* _Extracted data entries_
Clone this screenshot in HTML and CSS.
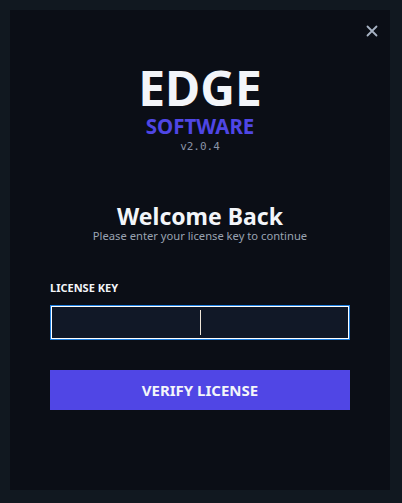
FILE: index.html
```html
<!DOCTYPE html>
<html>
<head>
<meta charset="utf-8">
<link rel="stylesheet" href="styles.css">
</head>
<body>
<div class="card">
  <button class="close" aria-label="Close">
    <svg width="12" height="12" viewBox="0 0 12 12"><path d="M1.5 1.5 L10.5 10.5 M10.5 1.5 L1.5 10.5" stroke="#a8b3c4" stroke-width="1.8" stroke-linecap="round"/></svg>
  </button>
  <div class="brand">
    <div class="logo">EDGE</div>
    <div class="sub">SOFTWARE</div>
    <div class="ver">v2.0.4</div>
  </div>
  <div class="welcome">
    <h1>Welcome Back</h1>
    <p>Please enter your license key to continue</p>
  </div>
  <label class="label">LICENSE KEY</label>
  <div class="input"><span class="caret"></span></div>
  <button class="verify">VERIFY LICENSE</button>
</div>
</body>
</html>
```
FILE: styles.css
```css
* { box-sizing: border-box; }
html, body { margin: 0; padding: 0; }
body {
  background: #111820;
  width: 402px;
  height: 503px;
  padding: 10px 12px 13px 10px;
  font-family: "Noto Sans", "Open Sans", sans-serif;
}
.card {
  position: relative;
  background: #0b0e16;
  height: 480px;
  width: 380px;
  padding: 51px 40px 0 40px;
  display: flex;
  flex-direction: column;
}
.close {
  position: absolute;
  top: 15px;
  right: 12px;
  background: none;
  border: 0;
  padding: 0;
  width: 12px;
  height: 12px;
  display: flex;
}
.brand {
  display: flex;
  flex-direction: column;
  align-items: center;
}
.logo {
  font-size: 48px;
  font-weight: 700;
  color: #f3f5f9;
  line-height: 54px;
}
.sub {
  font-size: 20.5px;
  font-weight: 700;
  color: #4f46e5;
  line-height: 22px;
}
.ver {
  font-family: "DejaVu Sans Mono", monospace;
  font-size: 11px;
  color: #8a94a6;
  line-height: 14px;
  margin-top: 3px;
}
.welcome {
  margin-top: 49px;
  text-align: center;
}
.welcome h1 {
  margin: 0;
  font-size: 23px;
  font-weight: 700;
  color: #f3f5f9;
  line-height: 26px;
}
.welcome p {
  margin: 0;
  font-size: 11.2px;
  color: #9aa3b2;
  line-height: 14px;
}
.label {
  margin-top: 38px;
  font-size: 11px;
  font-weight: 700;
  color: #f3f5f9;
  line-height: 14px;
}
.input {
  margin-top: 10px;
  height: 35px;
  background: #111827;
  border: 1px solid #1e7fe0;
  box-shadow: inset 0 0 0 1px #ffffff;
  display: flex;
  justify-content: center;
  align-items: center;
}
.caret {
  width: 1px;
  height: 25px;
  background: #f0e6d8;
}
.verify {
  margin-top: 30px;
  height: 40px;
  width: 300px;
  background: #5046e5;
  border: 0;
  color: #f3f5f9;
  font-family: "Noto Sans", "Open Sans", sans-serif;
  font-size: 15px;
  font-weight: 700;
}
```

...

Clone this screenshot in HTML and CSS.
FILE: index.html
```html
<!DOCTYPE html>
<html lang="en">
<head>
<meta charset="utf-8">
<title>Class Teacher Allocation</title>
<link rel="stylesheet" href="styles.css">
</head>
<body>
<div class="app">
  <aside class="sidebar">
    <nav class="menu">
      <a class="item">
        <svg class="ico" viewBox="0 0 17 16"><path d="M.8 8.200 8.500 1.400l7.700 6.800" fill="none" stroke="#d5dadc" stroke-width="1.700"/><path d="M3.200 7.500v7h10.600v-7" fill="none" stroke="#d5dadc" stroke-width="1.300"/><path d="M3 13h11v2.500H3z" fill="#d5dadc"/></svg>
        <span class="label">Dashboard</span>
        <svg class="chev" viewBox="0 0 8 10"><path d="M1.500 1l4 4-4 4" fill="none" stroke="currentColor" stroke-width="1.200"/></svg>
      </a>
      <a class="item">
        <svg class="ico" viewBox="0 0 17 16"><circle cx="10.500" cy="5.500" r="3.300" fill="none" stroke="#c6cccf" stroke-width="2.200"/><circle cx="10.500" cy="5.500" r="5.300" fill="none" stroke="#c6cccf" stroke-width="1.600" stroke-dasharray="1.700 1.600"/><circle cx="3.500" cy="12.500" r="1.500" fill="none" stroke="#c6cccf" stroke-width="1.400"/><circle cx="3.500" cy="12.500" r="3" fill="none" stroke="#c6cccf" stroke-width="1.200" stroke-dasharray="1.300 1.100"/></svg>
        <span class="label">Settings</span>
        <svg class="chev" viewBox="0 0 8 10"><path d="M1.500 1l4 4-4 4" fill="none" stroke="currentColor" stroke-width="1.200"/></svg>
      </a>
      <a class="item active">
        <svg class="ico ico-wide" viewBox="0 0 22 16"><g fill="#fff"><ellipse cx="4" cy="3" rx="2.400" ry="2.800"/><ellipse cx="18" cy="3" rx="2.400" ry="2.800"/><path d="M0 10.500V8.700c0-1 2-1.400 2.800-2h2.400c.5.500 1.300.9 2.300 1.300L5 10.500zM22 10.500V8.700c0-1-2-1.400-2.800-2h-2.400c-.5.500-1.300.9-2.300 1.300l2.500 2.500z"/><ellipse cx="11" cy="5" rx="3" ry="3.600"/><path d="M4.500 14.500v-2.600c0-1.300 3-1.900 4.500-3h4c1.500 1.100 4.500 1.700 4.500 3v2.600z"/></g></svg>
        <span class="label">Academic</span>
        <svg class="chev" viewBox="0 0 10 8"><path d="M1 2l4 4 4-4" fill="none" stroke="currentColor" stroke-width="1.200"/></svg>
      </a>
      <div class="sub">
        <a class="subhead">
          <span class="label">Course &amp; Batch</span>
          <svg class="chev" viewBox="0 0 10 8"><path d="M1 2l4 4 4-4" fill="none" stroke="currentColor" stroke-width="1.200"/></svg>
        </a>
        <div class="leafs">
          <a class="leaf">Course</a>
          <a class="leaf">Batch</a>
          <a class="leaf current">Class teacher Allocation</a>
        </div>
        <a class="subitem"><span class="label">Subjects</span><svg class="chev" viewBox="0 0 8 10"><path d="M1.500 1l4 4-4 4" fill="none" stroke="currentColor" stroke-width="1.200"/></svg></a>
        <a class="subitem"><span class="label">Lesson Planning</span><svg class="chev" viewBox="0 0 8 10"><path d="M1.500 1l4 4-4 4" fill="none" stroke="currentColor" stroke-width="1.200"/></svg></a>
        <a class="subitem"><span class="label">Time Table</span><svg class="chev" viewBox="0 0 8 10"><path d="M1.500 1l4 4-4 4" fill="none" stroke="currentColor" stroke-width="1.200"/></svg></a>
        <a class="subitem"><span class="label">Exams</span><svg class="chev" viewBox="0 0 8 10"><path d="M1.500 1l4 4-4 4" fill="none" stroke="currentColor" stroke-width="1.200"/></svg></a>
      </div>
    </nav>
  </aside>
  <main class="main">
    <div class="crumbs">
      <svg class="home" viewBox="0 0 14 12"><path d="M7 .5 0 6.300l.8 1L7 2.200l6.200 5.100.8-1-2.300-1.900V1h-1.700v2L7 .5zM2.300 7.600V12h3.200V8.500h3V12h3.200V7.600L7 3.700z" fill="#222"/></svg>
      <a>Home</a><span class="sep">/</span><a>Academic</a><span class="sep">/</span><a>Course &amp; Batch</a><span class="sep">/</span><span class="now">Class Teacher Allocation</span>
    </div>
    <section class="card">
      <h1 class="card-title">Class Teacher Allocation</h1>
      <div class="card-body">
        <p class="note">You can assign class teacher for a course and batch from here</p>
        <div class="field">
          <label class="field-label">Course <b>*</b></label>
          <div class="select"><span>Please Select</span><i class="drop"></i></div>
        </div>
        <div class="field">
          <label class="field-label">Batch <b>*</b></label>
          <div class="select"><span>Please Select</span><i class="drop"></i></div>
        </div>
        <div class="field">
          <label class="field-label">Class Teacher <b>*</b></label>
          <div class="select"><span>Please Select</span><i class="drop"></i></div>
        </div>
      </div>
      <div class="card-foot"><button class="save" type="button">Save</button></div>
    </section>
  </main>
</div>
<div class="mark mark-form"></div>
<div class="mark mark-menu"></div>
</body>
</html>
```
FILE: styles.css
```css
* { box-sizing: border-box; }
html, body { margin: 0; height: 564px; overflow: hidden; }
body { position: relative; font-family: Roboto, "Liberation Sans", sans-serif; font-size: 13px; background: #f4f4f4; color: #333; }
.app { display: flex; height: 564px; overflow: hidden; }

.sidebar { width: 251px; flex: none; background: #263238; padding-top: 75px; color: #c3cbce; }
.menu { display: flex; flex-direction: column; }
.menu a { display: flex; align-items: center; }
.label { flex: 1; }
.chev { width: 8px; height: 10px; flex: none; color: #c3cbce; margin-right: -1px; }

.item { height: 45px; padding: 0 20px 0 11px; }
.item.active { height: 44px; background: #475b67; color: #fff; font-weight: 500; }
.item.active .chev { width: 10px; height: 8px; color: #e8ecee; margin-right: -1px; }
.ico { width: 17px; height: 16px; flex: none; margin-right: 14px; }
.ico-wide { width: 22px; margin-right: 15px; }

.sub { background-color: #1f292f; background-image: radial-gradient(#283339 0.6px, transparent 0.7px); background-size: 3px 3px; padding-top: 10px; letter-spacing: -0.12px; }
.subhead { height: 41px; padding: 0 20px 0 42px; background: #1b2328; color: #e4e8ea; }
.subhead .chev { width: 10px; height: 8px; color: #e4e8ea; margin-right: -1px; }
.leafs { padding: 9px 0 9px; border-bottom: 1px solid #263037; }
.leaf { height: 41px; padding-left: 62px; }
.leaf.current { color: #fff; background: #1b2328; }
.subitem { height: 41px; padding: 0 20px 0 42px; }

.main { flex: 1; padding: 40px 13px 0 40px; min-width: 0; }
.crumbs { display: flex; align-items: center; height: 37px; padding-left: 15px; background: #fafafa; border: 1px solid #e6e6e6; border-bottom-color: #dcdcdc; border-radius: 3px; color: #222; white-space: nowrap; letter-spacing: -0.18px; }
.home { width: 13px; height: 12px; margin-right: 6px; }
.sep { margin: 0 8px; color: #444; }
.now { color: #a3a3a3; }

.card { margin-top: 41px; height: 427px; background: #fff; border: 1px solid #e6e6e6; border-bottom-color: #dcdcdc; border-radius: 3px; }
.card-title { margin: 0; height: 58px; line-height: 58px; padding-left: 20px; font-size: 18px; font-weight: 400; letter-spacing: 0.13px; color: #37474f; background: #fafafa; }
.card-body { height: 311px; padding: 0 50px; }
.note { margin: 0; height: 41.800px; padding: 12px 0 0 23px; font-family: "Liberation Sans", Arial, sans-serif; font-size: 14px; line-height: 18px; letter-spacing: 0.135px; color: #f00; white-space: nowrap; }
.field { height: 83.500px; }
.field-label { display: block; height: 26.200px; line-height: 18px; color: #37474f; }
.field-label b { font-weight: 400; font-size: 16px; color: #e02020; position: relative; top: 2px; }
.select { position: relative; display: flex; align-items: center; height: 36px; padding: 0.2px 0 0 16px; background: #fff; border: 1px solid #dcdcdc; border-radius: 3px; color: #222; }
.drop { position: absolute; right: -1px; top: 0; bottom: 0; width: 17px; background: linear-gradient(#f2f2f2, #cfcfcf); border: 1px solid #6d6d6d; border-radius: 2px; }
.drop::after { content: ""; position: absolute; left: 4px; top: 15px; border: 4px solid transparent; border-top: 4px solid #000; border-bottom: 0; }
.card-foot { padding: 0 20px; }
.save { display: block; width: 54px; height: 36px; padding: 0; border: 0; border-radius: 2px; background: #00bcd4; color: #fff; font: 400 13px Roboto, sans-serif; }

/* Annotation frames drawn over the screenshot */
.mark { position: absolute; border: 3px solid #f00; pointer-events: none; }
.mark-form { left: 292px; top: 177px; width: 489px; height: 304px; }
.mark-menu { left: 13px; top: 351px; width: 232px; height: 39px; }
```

* * *

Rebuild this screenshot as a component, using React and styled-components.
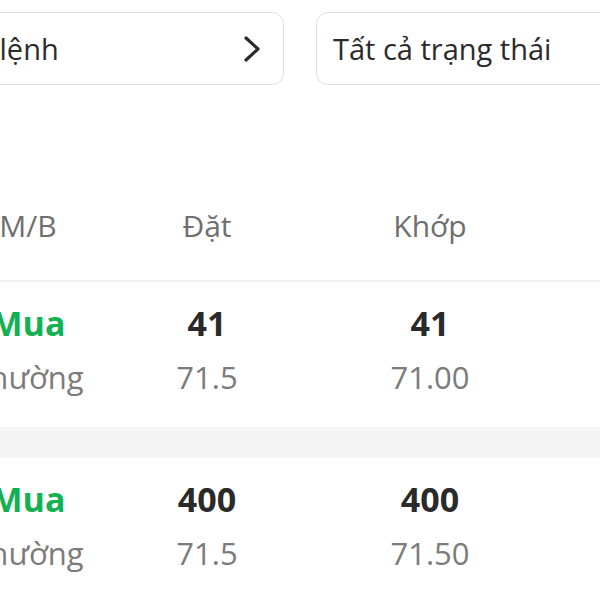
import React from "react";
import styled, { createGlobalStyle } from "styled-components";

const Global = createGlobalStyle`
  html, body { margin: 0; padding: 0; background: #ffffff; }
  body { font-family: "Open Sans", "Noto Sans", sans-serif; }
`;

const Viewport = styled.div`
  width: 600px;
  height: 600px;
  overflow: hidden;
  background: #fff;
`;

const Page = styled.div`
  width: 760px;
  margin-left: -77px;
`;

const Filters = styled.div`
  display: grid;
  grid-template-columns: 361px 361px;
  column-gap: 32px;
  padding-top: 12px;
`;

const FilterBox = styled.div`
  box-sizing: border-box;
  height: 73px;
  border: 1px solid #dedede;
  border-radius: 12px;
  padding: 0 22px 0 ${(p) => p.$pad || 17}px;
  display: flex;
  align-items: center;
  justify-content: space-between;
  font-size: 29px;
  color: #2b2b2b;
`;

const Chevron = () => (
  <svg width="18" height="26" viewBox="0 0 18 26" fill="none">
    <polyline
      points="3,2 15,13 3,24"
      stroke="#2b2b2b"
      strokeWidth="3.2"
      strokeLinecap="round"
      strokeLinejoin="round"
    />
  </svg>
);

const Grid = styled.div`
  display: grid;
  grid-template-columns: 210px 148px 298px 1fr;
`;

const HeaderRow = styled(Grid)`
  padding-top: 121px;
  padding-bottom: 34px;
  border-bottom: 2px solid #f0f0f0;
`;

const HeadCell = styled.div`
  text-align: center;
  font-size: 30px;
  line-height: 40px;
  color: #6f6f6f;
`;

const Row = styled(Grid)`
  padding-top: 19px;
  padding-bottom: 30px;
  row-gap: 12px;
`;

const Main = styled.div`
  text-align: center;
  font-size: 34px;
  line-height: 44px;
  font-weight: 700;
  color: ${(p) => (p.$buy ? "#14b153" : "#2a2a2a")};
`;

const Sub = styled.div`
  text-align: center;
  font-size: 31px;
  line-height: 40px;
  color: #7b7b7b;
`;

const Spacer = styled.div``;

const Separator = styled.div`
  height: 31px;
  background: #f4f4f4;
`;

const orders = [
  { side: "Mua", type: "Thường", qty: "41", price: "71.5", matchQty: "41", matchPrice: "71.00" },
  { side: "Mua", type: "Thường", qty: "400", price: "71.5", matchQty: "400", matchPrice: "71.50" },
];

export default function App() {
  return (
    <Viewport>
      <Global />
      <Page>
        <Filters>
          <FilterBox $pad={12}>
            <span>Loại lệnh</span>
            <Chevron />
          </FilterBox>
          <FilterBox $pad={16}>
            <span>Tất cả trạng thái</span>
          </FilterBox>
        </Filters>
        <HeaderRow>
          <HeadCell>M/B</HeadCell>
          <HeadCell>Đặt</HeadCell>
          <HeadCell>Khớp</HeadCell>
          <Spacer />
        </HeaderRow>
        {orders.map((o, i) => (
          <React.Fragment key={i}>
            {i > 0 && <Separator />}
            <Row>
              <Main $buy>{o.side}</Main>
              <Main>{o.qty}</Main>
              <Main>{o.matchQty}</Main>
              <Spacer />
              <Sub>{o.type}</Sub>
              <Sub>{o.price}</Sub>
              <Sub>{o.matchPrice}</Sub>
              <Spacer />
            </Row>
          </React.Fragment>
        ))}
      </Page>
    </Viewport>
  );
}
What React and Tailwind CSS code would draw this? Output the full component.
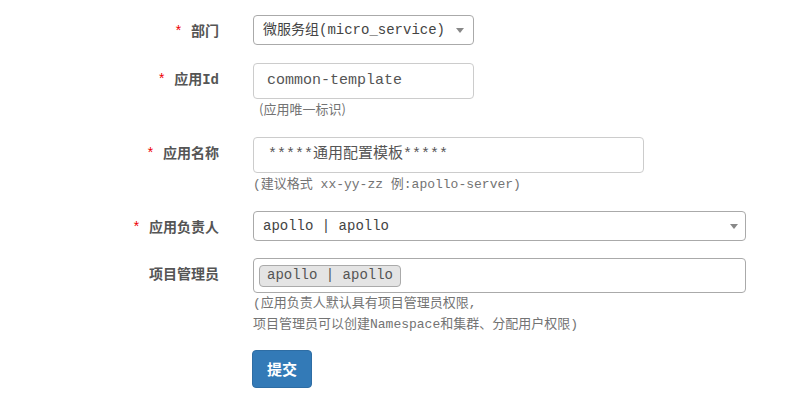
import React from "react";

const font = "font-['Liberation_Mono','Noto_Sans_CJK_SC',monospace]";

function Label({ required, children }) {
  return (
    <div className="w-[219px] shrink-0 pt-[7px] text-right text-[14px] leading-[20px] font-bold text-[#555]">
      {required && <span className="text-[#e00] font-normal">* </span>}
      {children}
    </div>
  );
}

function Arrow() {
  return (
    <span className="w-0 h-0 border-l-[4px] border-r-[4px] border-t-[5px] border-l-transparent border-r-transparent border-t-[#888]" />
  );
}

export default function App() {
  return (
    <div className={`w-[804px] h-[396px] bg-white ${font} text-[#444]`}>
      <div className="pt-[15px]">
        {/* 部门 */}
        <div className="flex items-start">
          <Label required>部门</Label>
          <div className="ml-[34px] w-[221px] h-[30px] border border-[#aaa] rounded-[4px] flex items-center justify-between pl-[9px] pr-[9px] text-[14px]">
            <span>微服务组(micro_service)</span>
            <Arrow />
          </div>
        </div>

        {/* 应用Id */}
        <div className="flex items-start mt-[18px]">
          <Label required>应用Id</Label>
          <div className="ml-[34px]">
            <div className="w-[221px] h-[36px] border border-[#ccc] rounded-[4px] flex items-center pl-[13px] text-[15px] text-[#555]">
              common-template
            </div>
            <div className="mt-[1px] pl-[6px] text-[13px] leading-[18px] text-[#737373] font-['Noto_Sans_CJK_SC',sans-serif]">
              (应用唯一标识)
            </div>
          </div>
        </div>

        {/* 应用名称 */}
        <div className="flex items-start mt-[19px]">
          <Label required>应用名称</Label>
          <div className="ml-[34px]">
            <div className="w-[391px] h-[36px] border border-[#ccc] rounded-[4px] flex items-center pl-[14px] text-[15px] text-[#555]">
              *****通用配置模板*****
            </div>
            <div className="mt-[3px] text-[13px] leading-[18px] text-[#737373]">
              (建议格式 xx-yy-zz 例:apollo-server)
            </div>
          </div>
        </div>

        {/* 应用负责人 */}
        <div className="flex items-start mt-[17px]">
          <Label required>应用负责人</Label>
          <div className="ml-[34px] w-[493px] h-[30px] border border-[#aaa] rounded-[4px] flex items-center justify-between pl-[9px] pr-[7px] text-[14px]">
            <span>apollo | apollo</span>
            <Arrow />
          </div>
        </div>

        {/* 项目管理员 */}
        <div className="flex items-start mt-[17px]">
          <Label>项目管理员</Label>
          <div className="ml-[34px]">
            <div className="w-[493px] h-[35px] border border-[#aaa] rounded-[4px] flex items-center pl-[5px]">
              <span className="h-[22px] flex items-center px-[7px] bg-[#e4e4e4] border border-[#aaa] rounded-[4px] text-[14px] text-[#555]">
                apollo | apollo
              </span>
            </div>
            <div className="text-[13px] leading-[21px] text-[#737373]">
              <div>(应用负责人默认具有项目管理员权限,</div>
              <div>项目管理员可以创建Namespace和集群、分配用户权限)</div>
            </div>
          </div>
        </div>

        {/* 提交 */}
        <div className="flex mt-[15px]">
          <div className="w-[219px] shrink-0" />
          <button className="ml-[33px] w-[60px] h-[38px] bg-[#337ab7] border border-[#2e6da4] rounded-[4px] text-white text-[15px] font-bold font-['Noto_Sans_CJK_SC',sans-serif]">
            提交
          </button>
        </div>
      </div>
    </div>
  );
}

* _What to produce_
Tally the lines in the records above that contain the word "components", and give only that number.

* _Written answer_
2